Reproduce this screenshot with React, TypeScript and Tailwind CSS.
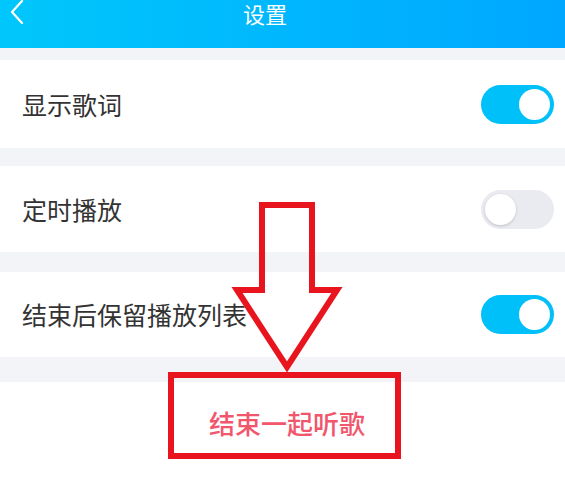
import React from "react";

const Toggle = ({ on }: { on: boolean }) => (
  <div
    className={
      on
        ? "w-[73px] h-[39px] rounded-full bg-[#00c0f9] flex items-center justify-end pr-[4px]"
        : "w-[73px] h-[39px] rounded-full bg-[#e9ebf0] flex items-center justify-start pl-[4px]"
    }
  >
    <div
      className={
        on
          ? "w-[31px] h-[31px] rounded-full bg-white"
          : "w-[31px] h-[31px] rounded-full bg-white shadow-[0_1px_3px_rgba(0,0,0,0.18)]"
      }
    />
  </div>
);

const Row = ({ label, on, h }: { label: string; on: boolean; h: string }) => (
  <div className={`${h} bg-white flex items-center justify-between pl-[22px] pr-[11px]`}>
    <span className="text-[25px] text-[#333333] leading-none">{label}</span>
    <Toggle on={on} />
  </div>
);

export default function App() {
  return (
    <div
      className="relative w-[565px] h-[480px] overflow-hidden bg-white flex flex-col"
      style={{ fontFamily: '"Noto Sans CJK SC", "Noto Sans", sans-serif' }}
    >
      {/* header */}
      <div className="h-[48px] shrink-0 bg-gradient-to-r from-[#00c7fb] to-[#00a7ff] relative">
        <svg className="absolute left-[9px] top-0" width="16" height="26" viewBox="0 0 16 26">
          <path d="M13 1 L3 12 L13 23" fill="none" stroke="white" strokeWidth="2.2" strokeLinecap="round" strokeLinejoin="round" />
        </svg>
        <div className="text-center text-white text-[22px] leading-[26px] pr-[35px]">设置</div>
      </div>

      <div className="h-[12px] shrink-0 bg-[#f3f4f7]" />
      <Row label="显示歌词" on h="h-[88px]" />
      <div className="h-[18px] shrink-0 bg-[#f3f4f7]" />
      <Row label="定时播放" on={false} h="h-[86px]" />
      <div className="h-[20px] shrink-0 bg-[#f3f4f7]" />
      <Row label="结束后保留播放列表" on h="h-[85px]" />
      <div className="h-[25px] shrink-0 bg-[#f3f4f7]" />

      <div className="flex-1 bg-white flex justify-center pt-[25px] pl-[9px]">
        <span className="text-[26px] leading-[32px] font-medium text-[#f2566c]">结束一起听歌</span>
      </div>

      {/* annotation overlay */}
      <svg className="absolute left-0 top-0 pointer-events-none" width="565" height="480" viewBox="0 0 565 480">
        <polygon
          points="262,205 312,205 312,290 337,290 287,367 237,290 262,290"
          fill="none"
          stroke="#e8141e"
          strokeWidth="6"
          strokeLinejoin="miter"
        />
        <rect x="171" y="375" width="227" height="81" fill="none" stroke="#e8141e" strokeWidth="6" />
      </svg>
    </div>
  );
}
:::
* DIRECTIONS: Transcribe the whole listing exactly. Pictures stay out of your copy.

* WRITTEN SOLUTION:
Reproduce this screenshot with React, TypeScript and Tailwind CSS.
import React from "react";

const Toggle = ({ on }: { on: boolean }) => (
  <div
    className={
      on
        ? "w-[73px] h-[39px] rounded-full bg-[#00c0f9] flex items-center justify-end pr-[4px]"
        : "w-[73px] h-[39px] rounded-full bg-[#e9ebf0] flex items-center justify-start pl-[4px]"
    }
  >
    <div
      className={
        on
          ? "w-[31px] h-[31px] rounded-full bg-white"
          : "w-[31px] h-[31px] rounded-full bg-white shadow-[0_1px_3px_rgba(0,0,0,0.18)]"
      }
    />
  </div>
);

const Row = ({ label, on, h }: { label: string; on: boolean; h: string }) => (
  <div className={`${h} bg-white flex items-center justify-between pl-[22px] pr-[11px]`}>
    <span className="text-[25px] text-[#333333] leading-none">{label}</span>
    <Toggle on={on} />
  </div>
);

export default function App() {
  return (
    <div
      className="relative w-[565px] h-[480px] overflow-hidden bg-white flex flex-col"
      style={{ fontFamily: '"Noto Sans CJK SC", "Noto Sans", sans-serif' }}
    >
      {/* header */}
      <div className="h-[48px] shrink-0 bg-gradient-to-r from-[#00c7fb] to-[#00a7ff] relative">
        <svg className="absolute left-[9px] top-0" width="16" height="26" viewBox="0 0 16 26">
          <path d="M13 1 L3 12 L13 23" fill="none" stroke="white" strokeWidth="2.2" strokeLinecap="round" strokeLinejoin="round" />
        </svg>
        <div className="text-center text-white text-[22px] leading-[26px] pr-[35px]">设置</div>
      </div>

      <div className="h-[12px] shrink-0 bg-[#f3f4f7]" />
      <Row label="显示歌词" on h="h-[88px]" />
      <div className="h-[18px] shrink-0 bg-[#f3f4f7]" />
      <Row label="定时播放" on={false} h="h-[86px]" />
      <div className="h-[20px] shrink-0 bg-[#f3f4f7]" />
      <Row label="结束后保留播放列表" on h="h-[85px]" />
      <div className="h-[25px] shrink-0 bg-[#f3f4f7]" />

      <div className="flex-1 bg-white flex justify-center pt-[25px] pl-[9px]">
        <span className="text-[26px] leading-[32px] font-medium text-[#f2566c]">结束一起听歌</span>
      </div>

      {/* annotation overlay */}
      <svg className="absolute left-0 top-0 pointer-events-none" width="565" height="480" viewBox="0 0 565 480">
        <polygon
          points="262,205 312,205 312,290 337,290 287,367 237,290 262,290"
          fill="none"
          stroke="#e8141e"
          strokeWidth="6"
          strokeLinejoin="miter"
        />
        <rect x="171" y="375" width="227" height="81" fill="none" stroke="#e8141e" strokeWidth="6" />
      </svg>
    </div>
  );
}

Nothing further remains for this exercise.